Kickboxing is as intense a workout as you want it to be. As with any fitness regimen, the more effort you put in, the more results you will get. The type of kickboxing you do will determine how physically challenging it is. Combat or self-defense kickboxing, where you train in a martial arts studio with sandbags or spar against combat partners, can be an intense physical workout. Group kickboxing classes that use sandbags as part of the workout will also elevate the degree of intensity, because of the level of exertion punching and kicking the bag requires. Cardio kickboxing group fitness, which employ kicking and punching moves but no sandbags, has comparable intensity to jogging but works a wider range of muscles while increasing strength, flexibility and coordination. Here are some of the core kickboxing moves:

  • Cross: A straight punch that you throw slightly across your body, using your dominant hand.
  • Jab: A quick, straight, face punch. Usually thrown with the non-dominant hand.
  • Uppercut: A punch thrown up from the midsection (using either hand) that connects with the underside of your opponent’s chin.
  • Hook: A curved punch (using either hand) that connects with your competitor’s jaw or chin.
  • Side kick: A kick delivered when your competitor is at an angle to you. Raise your leg to the side, then bend at the knee to deliver the kick.
  • Front kick: A kick delivered straight on while you are facing your opponent.
  • Roundhouse kick: A kick delivered by swinging a leg up in a clockwise or counterclockwise motion (depending on which leg you’re using) with momentum to strike the opponent with the instep of the foot.

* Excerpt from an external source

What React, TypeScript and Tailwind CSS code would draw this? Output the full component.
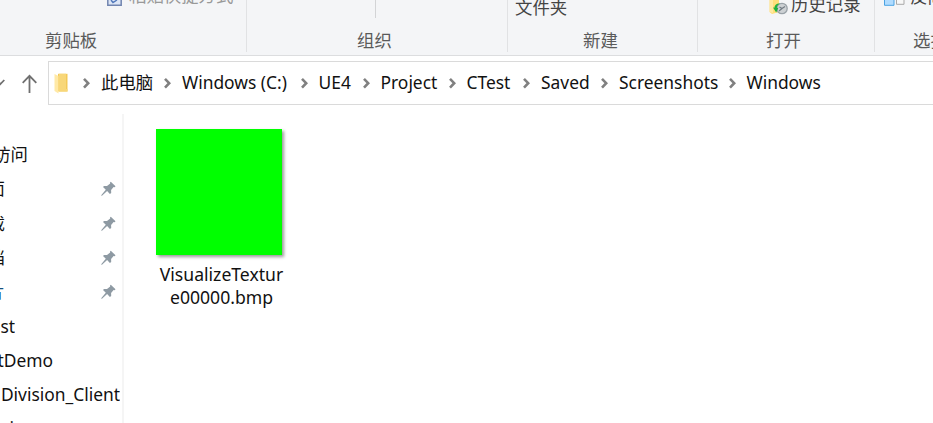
import React from 'react';

const crumbs = [
  { text: '此电脑', box: 'w-[81px]' },
  { text: 'Windows (C:)', box: 'w-[136.5px]' },
  { text: 'UE4', box: 'w-[62px]' },
  { text: 'Project', box: 'w-[86px]' },
  { text: 'CTest', box: 'w-[74.5px]' },
  { text: 'Saved', box: 'w-[78px]' },
  { text: 'Screenshots', box: 'w-[127.5px]' },
];

const rows = [
  { text: '快速访问', width: 'w-[28px]', pin: false, color: '' },
  { text: '桌面', width: 'w-[5px]', pin: true, color: '' },
  { text: '下载', width: 'w-[5px]', pin: true, color: '' },
  { text: '文档', width: 'w-[5px]', pin: true, color: '' },
  { text: '图片', width: 'w-[5px]', pin: true, color: 'text-[#164f7d]' },
  { text: 'CTest', width: 'w-[15px]', pin: false, color: '' },
  { text: 'tDemo', width: 'w-[53px]', pin: false, color: '' },
  { text: 'Division_Client', width: 'w-[120px]', pin: false, color: '' },
  { text: 'i', width: 'w-[14px]', pin: false, color: '' },
];

function Chevron({ className = '' }: { className?: string }) {
  return (
    <svg className={`shrink-0 ${className}`} width="8" height="12" viewBox="0 0 8 12" fill="none" stroke="#808080" strokeWidth="2.6">
      <path d="M1 1.8 5.2 6.2 1 10.6" />
    </svg>
  );
}

function Pin() {
  return (
    <svg className="shrink-0" width="15" height="16" viewBox="0 0 15 16">
      <path d="M9.8.8 14.5 5.2 13.7 6.2 12.6 6 10.1 9 10.2 12 8.9 12.9 6.1 10.1 1 14.8.3 14.7.4 14 4.8 8.8 2 6.1 3 4.9 6 5 9.2 2.4 9 1.4Z" fill="#8e9aa3" />
    </svg>
  );
}

function Group({ width, label, labelClass, children }: { width: string; label: string; labelClass: string; children?: React.ReactNode }) {
  return (
    <div className={`${width} flex h-[52px] shrink-0 flex-col overflow-hidden border-r border-[#e1e2e4]`}>
      <div className="h-[28px] shrink-0 overflow-hidden">{children}</div>
      <div className={`shrink-0 whitespace-nowrap leading-[25px] text-[#5a5a5a] ${labelClass}`}>{label}</div>
    </div>
  );
}

export default function App() {
  return (
    <div className="flex h-[423px] w-[933px] flex-col overflow-hidden bg-white font-['Noto_Sans','Noto_Sans_CJK_SC',sans-serif] text-[17.4px] text-[#111]">
      <header className="flex h-[56px] shrink-0 overflow-hidden border-b border-[#dcdddf] bg-[#f4f5f7]">
        <Group width="w-[247px]" label="剪贴板" labelClass="pl-[45px]">
          <div className="flex pl-[107px]">
            <svg className="shrink-0" width="15" height="6" viewBox="0 0 15 6">
              <path d="M.8-3V5.2H14.2V-3" fill="#dce5f5" stroke="#7185b0" strokeWidth="1.5" />
              <path d="M4 0 6 2.5 10 0" fill="none" stroke="#5279bb" strokeWidth="1.4" />
            </svg>
            <span className="-mt-[17px] ml-[7px] whitespace-nowrap leading-[24px] text-[#999]">粘贴快捷方式</span>
          </div>
        </Group>
        <Group width="w-[261px]" label="组织" labelClass="pl-[110px]">
          <div className="ml-[128px] h-[18px] w-px bg-[#d3d4d6]" />
        </Group>
        <Group width="w-[190px]" label="新建" labelClass="pl-[75px]">
          <div className="-mt-[5px] pl-[7px] leading-[25px] text-[#444]">文件夹</div>
        </Group>
        <Group width="w-[177px]" label="打开" labelClass="pl-[68px]">
          <div className="flex pl-[71px]">
            <svg className="shrink-0" width="19" height="16" viewBox="0 0 19 16">
              <path d="M.5 0H10V12L3 14 .5 12Z" fill="#ffdf79" />
              <path d="M1 0H4V13L1 12Z" fill="#ffe9a2" />
              <circle cx="13" cy="8.5" r="5.2" fill="#cdd1d4" stroke="#9aa2a8" strokeWidth="1.3" />
              <path d="m10 11 3-2.5 3-2M13 8.5 10.5 7" fill="none" stroke="#727b83" strokeWidth="1.2" />
              <path d="M4 7.5 7.2 12.5 9.4 7.8 7.8 8C8 6 9 4.3 11.3 3.5 7.5 3 5.7 5 5.4 7.7Z" fill="#20b13d" />
            </svg>
            <span className="-mt-[8px] ml-[3px] whitespace-nowrap leading-[25px] text-[#444]">历史记录</span>
          </div>
        </Group>
        <Group width="w-[90px]" label="选择" labelClass="pl-[38px]">
          <div className="flex pl-[9px]">
            <svg className="shrink-0" width="21" height="6" viewBox="0 0 21 6">
              <path d="M.5-3V5.3H10V-3" fill="#b1dcff" stroke="#4ba3e3" />
              <path d="M12.5-3V4.3H20V-3" fill="#f8f8f8" stroke="#a9a9a9" />
            </svg>
            <span className="-mt-[16px] ml-[5px] whitespace-nowrap leading-[25px] text-[#444]">反向选择</span>
          </div>
        </Group>
      </header>

      <nav className="flex h-[49px] shrink-0 pt-[5px]">
        <div className="flex w-[48px] shrink-0 items-center">
          <svg width="42" height="24" viewBox="0 0 42 24" fill="none" stroke="#707070" strokeWidth="1.8">
            <path d="M-3 9 .3 13.2 4.3 9" />
            <path d="M29.5 22V5M22.7 11.8 29.5 4.8 36.3 11.8" />
          </svg>
        </div>
        <div className="flex w-[900px] shrink-0 items-center border border-[#dadada] pl-[5px]">
          <svg className="shrink-0" width="15" height="21" viewBox="0 0 15 21">
            <path d="M4 .8H13.5V18.5H4Z" fill="#f3c958" />
            <path d="M5 .8H12V16H13.5V18.5H5Z" fill="#f8d779" />
            <path d="M.5 1 4.5 3V20.5L.5 18Z" fill="#ffe9a6" />
          </svg>
          <Chevron className="ml-[14px] mr-[10px]" />
          {crumbs.map((c) => (
            <div key={c.text} className={`${c.box} flex shrink-0 items-center justify-between whitespace-nowrap`}>
              <span className="pb-[2px]">{c.text}</span>
              <Chevron className="mr-[10px]" />
            </div>
          ))}
          <span className="pb-[2px]">Windows</span>
        </div>
      </nav>

      <main className="flex min-h-0 flex-1 pt-[9px]">
        <aside className="w-[124px] shrink-0 overflow-hidden border-r-2 border-[#f5f5f5] pt-[24px]">
          {rows.map((r) => (
            <div key={r.text} className="flex h-[34.3px] items-center justify-between pr-[6px]">
              <div className={`${r.width} ${r.color} flex shrink-0 justify-end overflow-hidden whitespace-nowrap pb-[2px]`}>
                <span>{r.text}</span>
              </div>
              {r.pin && <Pin />}
            </div>
          ))}
        </aside>
        <section className="ml-[32px] mt-[15px] flex w-[131px] flex-col">
          <div className="h-[126px] w-[126px] shrink-0 bg-[#00ff00] shadow-[2px_2px_3px_rgba(0,0,0,0.4)]" />
          <div className="mt-[8px] text-center text-[17.6px] leading-[23px]">
            VisualizeTextur
            <br />
            e00000.bmp
          </div>
        </section>
      </main>
    </div>
  );
}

What should you wear to kickboxing?

What you wear to kickboxing can vary based on the setting. For kickboxing group fitness classes that are part of a gym’s cardio class schedule, standard fitness attire is appropriate. Athletic sneakers, pants or shorts that you can comfortably kick in without getting tangled or flashing anyone, and a top that allows for easy movement when punching and jabbing are all good choices. You won’t need protective gear or gloves, as most cardio-based kickboxing classes do not use punching bags.

Kickboxing training that takes place at a martial arts studio typically requires protective gear. You may need boxing gloves (beginners may want 12-ounce or heavier gloves for more cushioning) and hand wraps that protect and support your hands under the gloves while you punch the bag. If your kickboxing training includes sparring with opponents, you’ll need a mouthguard and any protective head and body gear your studio requires. Always be sure to bring plenty of water, too.

What is a boot camp class?

Fitness boot camps are a heart-pounding way to boost your fitness level. Boot camps are led by a fitness instructor and are based on the concept of military boot camps — intensive workout programs to get new recruits into shape, quickly. Fitness boot camps encourage camaraderie, and the group momentum helps participants get through fast-paced intervals of cardio, isometric training, strength training and endurance drills. Classes may range anywhere from 30 to 60 minutes, and usually meet multiple days per week. Boot camps often run a specific duration of time, say four to six weeks, which creates a team-like environment for class members. Other boot camps run year-round and students purchase package pricing for classes, similar to subscriptions that allow them a set amount of classes per week or per month.

Boot camps can be held indoors at a gym, outdoors in a park or on a beach, in a backyard — anywhere there’s room for running, jumping and sweating. Some instructors also provide DVD and online boot camps. You can also find boot camps tailored to your heart’s desire, such as bikini boot camp, or boot camps for new mothers. Boot camps offer an intense workout and are usually led by energetic instructors pushing you to do your best, but unlike military boot camp drill sergeants, fitness boot camp instructors typically don’t use intimidation or punishment to spur you on. Check with your doctor before starting a boot camp if you have health concerns, and always let your instructor know ahead of time if you have injuries.

What do you need for kickboxing?

What you need to bring to kickboxing depends on where you are working out and what your goals are. For a gym or fitness club’s cardio-based group kickboxing class that does not use punching bags, you generally need only appropriate workout gear and enough water. For kickboxers who are training in a martial arts studio, working one-on-one with a trainer toward a specific goal or sparring with competitors, you will need your own boxing gloves (12- to 16-ounce gloves provide more protection for beginners) and hand wraps (to protect and support your hands under the gloves, as well as keep them dry). If your lessons are in a martial arts studio, you may not be permitted to wear shoes, so bring clean socks if you don’t like to go barefoot. If your training includes sparring, you may be required to wear a mouthguard and/or protective headgear. Whether you’re in a group fitness class or hardcore training session, bring a sweat towel for your comfort and the comfort of people around you.

How much is a boot camp?

The cost of fitness boot camps depends on how often you go, the package you are purchasing (or if you are paying a drop-in fee), the location of the bootcamp, the equipment the instructors provide, and the background and reputation of the instructor. Smaller towns and areas with a lower cost of living typically have lower rates for boot camp services than big cities and regions with a higher cost of living. If you’re paying per class on a drop-in basis, expect to pay anywhere from $12 to $25 or more, depending on the region and the instructor. When you purchase a package of classes, typically the more you buy at one time, the cheaper each class is. The same boot camp class might be $20 for a drop-in student, $15 for a student who pays for 10 classes per month, and $10 for a student who pays for 30 classes a month. Studio space can also affect costs, so if your boot camp takes place in a high-end gym with top-of-the-line equipment, the prices will likely be higher than a class that meets in an outdoor space with limited or no equipment. Shop around to find the right type of boot camp class and the right instructor for you.